WHAT IS ASKED → Leave out the pictures and copy everything else below exactly.
*** SUPPLIED MATERIAL
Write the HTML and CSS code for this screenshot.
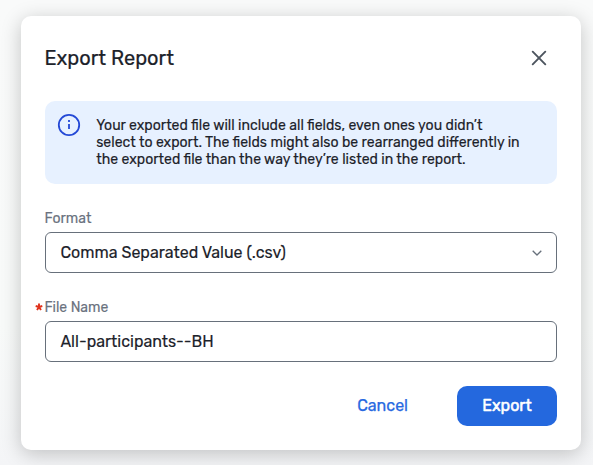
FILE: index.html
```html
<!DOCTYPE html>
<html lang="en">
<head>
<meta charset="utf-8">
<title>Export Report</title>
<link rel="stylesheet" href="styles.css">
</head>
<body>
<main class="dialog">
  <header class="header">
    <h1 class="title">Export Report</h1>
    <svg class="close" viewBox="0 0 16 16"><path d="M1.7 1.7 14.3 14.3M14.3 1.7 1.7 14.3"/></svg>
  </header>
  <section class="notice">
    <svg class="info" viewBox="0 0 24 24"><circle cx="12" cy="12" r="10.2"/><path d="M12 7v2M12 11v5"/></svg>
    <p class="message"><span class="line">Your exported file will include all fields, even ones you didn’t</span><span class="line">select to export. The fields might also be rearranged differently in</span><span class="line">the exported file than the way they’re listed in the report.</span></p>
  </section>
  <div class="field">
    <div class="label"><span>Format</span></div>
    <div class="control"><span>Comma Separated Value (.csv)</span><svg class="chevron" viewBox="0 0 10 6"><path d="M.7.7 5 5 9.3.7"/></svg></div>
  </div>
  <div class="field">
    <div class="label"><span>File Name</span><svg class="required" viewBox="0 0 8 8"><path d="M4 4V.6M4 4 .7 3M4 4l3.3-1M4 4 2 7.1M4 4l2 3.1"/></svg></div>
    <div class="control"><span>All-participants--BH</span></div>
  </div>
  <footer class="actions">
    <span class="cancel">Cancel</span>
    <span class="export">Export</span>
  </footer>
</main>
</body>
</html>
```
FILE: styles.css
```css
* { box-sizing: border-box; }
body {
  margin: 0;
  height: 465px;
  padding: 16px 12px 15px 21px;
  overflow: hidden;
  background: linear-gradient(#f9fafa, #f8faf9 70%, #f4f5f7);
  font-family: Rubik, Roboto, sans-serif;
  color: #1c222a;
}
.dialog {
  width: 560px;
  height: 434px;
  padding: 24px;
  border-radius: 10px;
  background: #fff;
  box-shadow: 0 4px 20px rgba(0, 0, 0, .22);
}
.header {
  display: flex;
  align-items: center;
  justify-content: space-between;
  height: 36px;
  padding-right: 10px;
}
.title {
  margin: 0 0 0 -.6px;
  font-size: 20px;
  font-weight: 400;
  line-height: 24px;
  -webkit-text-stroke: .2px;
}
.close { width: 16px; height: 16px; fill: none; stroke: #4c545e; stroke-width: 1.9; stroke-linecap: round; }
.notice {
  display: flex;
  gap: 15px;
  height: 83px;
  margin-top: 25px;
  padding: 12px 12px 0;
  border-radius: 10px;
  background: #e7f1ff;
}
.info { width: 24px; height: 24px; flex: none; fill: none; stroke: #2449d6; stroke-width: 1.8; }
.message { margin: 4px 0 0 .2px; font-size: 14.05px; line-height: 17px; -webkit-text-stroke: .15px; }
.line { display: block; width: max-content; white-space: nowrap; }
.field { margin-top: 24px; }
.label {
  position: relative;
  height: 24px;
  margin-left: -.6px;
  padding-top: 2px;
  font-size: 14px;
  line-height: 17px;
  color: #6a727e;
  -webkit-text-stroke: .15px;
}
.required { position: absolute; left: -9.4px; top: 6px; width: 8px; height: 8px; fill: none; stroke: #e0321c; stroke-width: 1.9; }
.control {
  display: flex;
  align-items: center;
  justify-content: space-between;
  height: 41px;
  padding: 0 14px 0 14.4px;
  border: 1px solid #67707b;
  border-radius: 6px;
  font-size: 16px;
  -webkit-text-stroke: .15px;
}
.chevron { width: 10px; height: 6px; fill: none; stroke: #67707b; stroke-width: 1.3; }
.actions {
  display: flex;
  align-items: center;
  justify-content: flex-end;
  gap: 49px;
  margin-top: 24px;
  font-size: 16px;
}
.cancel { padding-bottom: 2px; color: #2869e1; -webkit-text-stroke: .25px; }
.export {
  display: flex;
  align-items: center;
  justify-content: center;
  width: 100px;
  height: 40px;
  padding-bottom: 2px;
  border-radius: 10px;
  background: #2468de;
  color: #fff;
  -webkit-text-stroke: .5px;
}
```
******
RESULT OF THE EXERCISE →
Write the HTML and CSS code for this screenshot.
FILE: index.html
```html
<!DOCTYPE html>
<html lang="en">
<head>
<meta charset="utf-8">
<title>Export Report</title>
<link rel="stylesheet" href="styles.css">
</head>
<body>
<main class="dialog">
  <header class="header">
    <h1 class="title">Export Report</h1>
    <svg class="close" viewBox="0 0 16 16"><path d="M1.7 1.7 14.3 14.3M14.3 1.7 1.7 14.3"/></svg>
  </header>
  <section class="notice">
    <svg class="info" viewBox="0 0 24 24"><circle cx="12" cy="12" r="10.2"/><path d="M12 7v2M12 11v5"/></svg>
    <p class="message"><span class="line">Your exported file will include all fields, even ones you didn’t</span><span class="line">select to export. The fields might also be rearranged differently in</span><span class="line">the exported file than the way they’re listed in the report.</span></p>
  </section>
  <div class="field">
    <div class="label"><span>Format</span></div>
    <div class="control"><span>Comma Separated Value (.csv)</span><svg class="chevron" viewBox="0 0 10 6"><path d="M.7.7 5 5 9.3.7"/></svg></div>
  </div>
  <div class="field">
    <div class="label"><span>File Name</span><svg class="required" viewBox="0 0 8 8"><path d="M4 4V.6M4 4 .7 3M4 4l3.3-1M4 4 2 7.1M4 4l2 3.1"/></svg></div>
    <div class="control"><span>All-participants--BH</span></div>
  </div>
  <footer class="actions">
    <span class="cancel">Cancel</span>
    <span class="export">Export</span>
  </footer>
</main>
</body>
</html>
```
FILE: styles.css
```css
* { box-sizing: border-box; }
body {
  margin: 0;
  height: 465px;
  padding: 16px 12px 15px 21px;
  overflow: hidden;
  background: linear-gradient(#f9fafa, #f8faf9 70%, #f4f5f7);
  font-family: Rubik, Roboto, sans-serif;
  color: #1c222a;
}
.dialog {
  width: 560px;
  height: 434px;
  padding: 24px;
  border-radius: 10px;
  background: #fff;
  box-shadow: 0 4px 20px rgba(0, 0, 0, .22);
}
.header {
  display: flex;
  align-items: center;
  justify-content: space-between;
  height: 36px;
  padding-right: 10px;
}
.title {
  margin: 0 0 0 -.6px;
  font-size: 20px;
  font-weight: 400;
  line-height: 24px;
  -webkit-text-stroke: .2px;
}
.close { width: 16px; height: 16px; fill: none; stroke: #4c545e; stroke-width: 1.9; stroke-linecap: round; }
.notice {
  display: flex;
  gap: 15px;
  height: 83px;
  margin-top: 25px;
  padding: 12px 12px 0;
  border-radius: 10px;
  background: #e7f1ff;
}
.info { width: 24px; height: 24px; flex: none; fill: none; stroke: #2449d6; stroke-width: 1.8; }
.message { margin: 4px 0 0 .2px; font-size: 14.05px; line-height: 17px; -webkit-text-stroke: .15px; }
.line { display: block; width: max-content; white-space: nowrap; }
.field { margin-top: 24px; }
.label {
  position: relative;
  height: 24px;
  margin-left: -.6px;
  padding-top: 2px;
  font-size: 14px;
  line-height: 17px;
  color: #6a727e;
  -webkit-text-stroke: .15px;
}
.required { position: absolute; left: -9.4px; top: 6px; width: 8px; height: 8px; fill: none; stroke: #e0321c; stroke-width: 1.9; }
.control {
  display: flex;
  align-items: center;
  justify-content: space-between;
  height: 41px;
  padding: 0 14px 0 14.4px;
  border: 1px solid #67707b;
  border-radius: 6px;
  font-size: 16px;
  -webkit-text-stroke: .15px;
}
.chevron { width: 10px; height: 6px; fill: none; stroke: #67707b; stroke-width: 1.3; }
.actions {
  display: flex;
  align-items: center;
  justify-content: flex-end;
  gap: 49px;
  margin-top: 24px;
  font-size: 16px;
}
.cancel { padding-bottom: 2px; color: #2869e1; -webkit-text-stroke: .25px; }
.export {
  display: flex;
  align-items: center;
  justify-content: center;
  width: 100px;
  height: 40px;
  padding-bottom: 2px;
  border-radius: 10px;
  background: #2468de;
  color: #fff;
  -webkit-text-stroke: .5px;
}
```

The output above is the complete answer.